— Begin —

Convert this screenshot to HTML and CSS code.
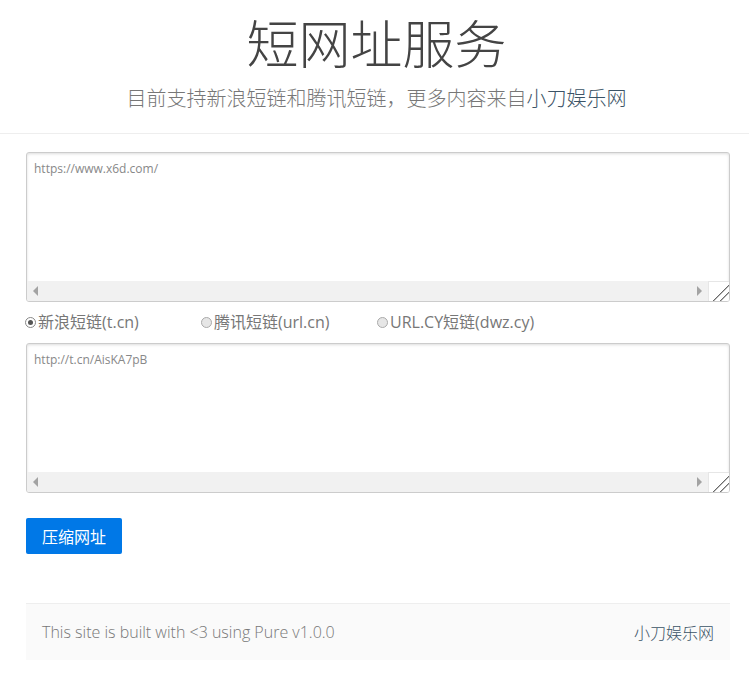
FILE: index.html
```html
<!DOCTYPE html>
<html lang="zh-CN">
<head>
  <meta charset="UTF-8">
  <meta name="viewport" content="width=device-width, initial-scale=1.0">
  <link rel="stylesheet" href="styles.css">
  <title>短网址服务</title>
</head>
<body>
  <div class="header">
    <h1>短网址服务</h1>
    <h2>目前支持新浪短链和腾讯短链，更多内容来自<a href="#">小刀娱乐网</a></h2>
  </div>

  <div class="content">
    <div class="box">
      <textarea placeholder="https://www.x6d.com/"></textarea>
      <div class="hscroll">
        <span class="arrow left"></span>
        <span class="track"></span>
        <span class="arrow right"></span>
        <span class="grip"></span>
      </div>
    </div>

    <div class="choices">
      <label class="choice"><span class="dot on"></span>新浪短链(t.cn)</label>
      <label class="choice"><span class="dot"></span>腾讯短链(url.cn)</label>
      <label class="choice"><span class="dot"></span>URL.CY短链(dwz.cy)</label>
    </div>

    <div class="box">
      <textarea placeholder="http://t.cn/AisKA7pB"></textarea>
      <div class="hscroll">
        <span class="arrow left"></span>
        <span class="track"></span>
        <span class="arrow right"></span>
        <span class="grip"></span>
      </div>
    </div>

    <button class="btn">压缩网址</button>

    <div class="footer">
      <span>This site is built with &lt;3 using Pure v1.0.0</span>
      <a href="#">小刀娱乐网</a>
    </div>
  </div>
</body>
</html>
```

FILE: styles.css
```css
* {
  margin: 0;
  padding: 0;
  box-sizing: border-box
}
body {
  font-family: "Open Sans", "Noto Sans CJK SC", sans-serif;
  color: #777;
  background: #fff
}
a {
  color: #3b5366;
  text-decoration: none
}

.header {
  text-align: center;
  padding: 11px 0 19px 4px;
  border-bottom: 1px solid #eee
}
.header h1 {
  font-size: 52px;
  font-weight: 300;
  line-height: 66px;
  color: #444
}
.header h2 {
  font-size: 20px;
  font-weight: 300;
  line-height: 30px;
  margin-top: 7px;
  color: #777
}

.content {
  width: 704px;
  margin: 18px 0 0 26px
}

.box {
  border: 1px solid #ccc;
  border-radius: 3px;
  box-shadow: inset 0 1px 3px #ddd;
  overflow: hidden
}
.box textarea {
  display: block;
  width: 100%;
  height: 128px;
  border: 0;
  resize: none;
  outline: none;
  padding: 7px 7px;
  font-family: "Open Sans", sans-serif;
  font-size: 12px;
  background: transparent
}
.box textarea::placeholder {
  color: #888
}
.hscroll {
  display: flex;
  height: 20px;
  background: #f1f1f1
}
.hscroll .track {
  flex: 1
}
.arrow {
  width: 17px;
  display: flex;
  align-items: center;
  justify-content: center
}
.arrow::before {
  content: "";
  border-top: 5px solid transparent;
  border-bottom: 5px solid transparent
}
.arrow.left::before {
  border-right: 5px solid #a3a3a3
}
.arrow.right::before {
  border-left: 5px solid #a3a3a3
}
.grip {
  width: 21px;
  background: #fff;
  border-left: 1px solid #e6e6e6;
  border-top: 1px solid #e6e6e6;
  background-image: linear-gradient(135deg, transparent 58%, #666 59%, #666 61%, transparent 62%, transparent 76%, #666 77%, #666 79%, transparent 80%)
}

.choices {
  display: flex;
  margin: 11px 0 12px -1px;
  font-size: 16px;
  line-height: 18px;
  color: #777
}
.choice {
  width: 176px;
  display: flex;
  align-items: center
}
.dot {
  width: 11px;
  height: 11px;
  border-radius: 50%;
  border: 1px solid #aaa;
  background: #e6e6e6;
  margin-right: 2px;
  position: relative
}
.dot.on {
  background: #fff;
  border-color: #888
}
.dot.on::after {
  content: "";
  position: absolute;
  left: 2px;
  top: 2px;
  width: 5px;
  height: 5px;
  border-radius: 50%;
  background: #555
}

.btn {
  display: block;
  margin-top: 25px;
  padding: 0 16px;
  height: 36px;
  font-family: "Noto Sans CJK SC", sans-serif;
  font-size: 16px;
  color: #fff;
  background: #0078e7;
  border: 0;
  border-radius: 2px
}

.footer {
  display: flex;
  justify-content: space-between;
  align-items: center;
  margin-top: 49px;
  height: 57px;
  padding: 0 16px;
  background: #fafafa;
  border-top: 1px solid #eee;
  font-size: 16px;
  font-weight: 300;
  color: #777
}
```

— End —

* _Problem statement_:
Pictures are excluded; output everything else in the data verbatim.

* _Result_:
Convert this screenshot to HTML and CSS code.
FILE: index.html
```html
<!DOCTYPE html>
<html lang="zh-CN">
<head>
  <meta charset="UTF-8">
  <meta name="viewport" content="width=device-width, initial-scale=1.0">
  <link rel="stylesheet" href="styles.css">
  <title>短网址服务</title>
</head>
<body>
  <div class="header">
    <h1>短网址服务</h1>
    <h2>目前支持新浪短链和腾讯短链，更多内容来自<a href="#">小刀娱乐网</a></h2>
  </div>

  <div class="content">
    <div class="box">
      <textarea placeholder="https://www.x6d.com/"></textarea>
      <div class="hscroll">
        <span class="arrow left"></span>
        <span class="track"></span>
        <span class="arrow right"></span>
        <span class="grip"></span>
      </div>
    </div>

    <div class="choices">
      <label class="choice"><span class="dot on"></span>新浪短链(t.cn)</label>
      <label class="choice"><span class="dot"></span>腾讯短链(url.cn)</label>
      <label class="choice"><span class="dot"></span>URL.CY短链(dwz.cy)</label>
    </div>

    <div class="box">
      <textarea placeholder="http://t.cn/AisKA7pB"></textarea>
      <div class="hscroll">
        <span class="arrow left"></span>
        <span class="track"></span>
        <span class="arrow right"></span>
        <span class="grip"></span>
      </div>
    </div>

    <button class="btn">压缩网址</button>

    <div class="footer">
      <span>This site is built with &lt;3 using Pure v1.0.0</span>
      <a href="#">小刀娱乐网</a>
    </div>
  </div>
</body>
</html>
```

FILE: styles.css
```css
* {
  margin: 0;
  padding: 0;
  box-sizing: border-box
}
body {
  font-family: "Open Sans", "Noto Sans CJK SC", sans-serif;
  color: #777;
  background: #fff
}
a {
  color: #3b5366;
  text-decoration: none
}

.header {
  text-align: center;
  padding: 11px 0 19px 4px;
  border-bottom: 1px solid #eee
}
.header h1 {
  font-size: 52px;
  font-weight: 300;
  line-height: 66px;
  color: #444
}
.header h2 {
  font-size: 20px;
  font-weight: 300;
  line-height: 30px;
  margin-top: 7px;
  color: #777
}

.content {
  width: 704px;
  margin: 18px 0 0 26px
}

.box {
  border: 1px solid #ccc;
  border-radius: 3px;
  box-shadow: inset 0 1px 3px #ddd;
  overflow: hidden
}
.box textarea {
  display: block;
  width: 100%;
  height: 128px;
  border: 0;
  resize: none;
  outline: none;
  padding: 7px 7px;
  font-family: "Open Sans", sans-serif;
  font-size: 12px;
  background: transparent
}
.box textarea::placeholder {
  color: #888
}
.hscroll {
  display: flex;
  height: 20px;
  background: #f1f1f1
}
.hscroll .track {
  flex: 1
}
.arrow {
  width: 17px;
  display: flex;
  align-items: center;
  justify-content: center
}
.arrow::before {
  content: "";
  border-top: 5px solid transparent;
  border-bottom: 5px solid transparent
}
.arrow.left::before {
  border-right: 5px solid #a3a3a3
}
.arrow.right::before {
  border-left: 5px solid #a3a3a3
}
.grip {
  width: 21px;
  background: #fff;
  border-left: 1px solid #e6e6e6;
  border-top: 1px solid #e6e6e6;
  background-image: linear-gradient(135deg, transparent 58%, #666 59%, #666 61%, transparent 62%, transparent 76%, #666 77%, #666 79%, transparent 80%)
}

.choices {
  display: flex;
  margin: 11px 0 12px -1px;
  font-size: 16px;
  line-height: 18px;
  color: #777
}
.choice {
  width: 176px;
  display: flex;
  align-items: center
}
.dot {
  width: 11px;
  height: 11px;
  border-radius: 50%;
  border: 1px solid #aaa;
  background: #e6e6e6;
  margin-right: 2px;
  position: relative
}
.dot.on {
  background: #fff;
  border-color: #888
}
.dot.on::after {
  content: "";
  position: absolute;
  left: 2px;
  top: 2px;
  width: 5px;
  height: 5px;
  border-radius: 50%;
  background: #555
}

.btn {
  display: block;
  margin-top: 25px;
  padding: 0 16px;
  height: 36px;
  font-family: "Noto Sans CJK SC", sans-serif;
  font-size: 16px;
  color: #fff;
  background: #0078e7;
  border: 0;
  border-radius: 2px
}

.footer {
  display: flex;
  justify-content: space-between;
  align-items: center;
  margin-top: 49px;
  height: 57px;
  padding: 0 16px;
  background: #fafafa;
  border-top: 1px solid #eee;
  font-size: 16px;
  font-weight: 300;
  color: #777
}
```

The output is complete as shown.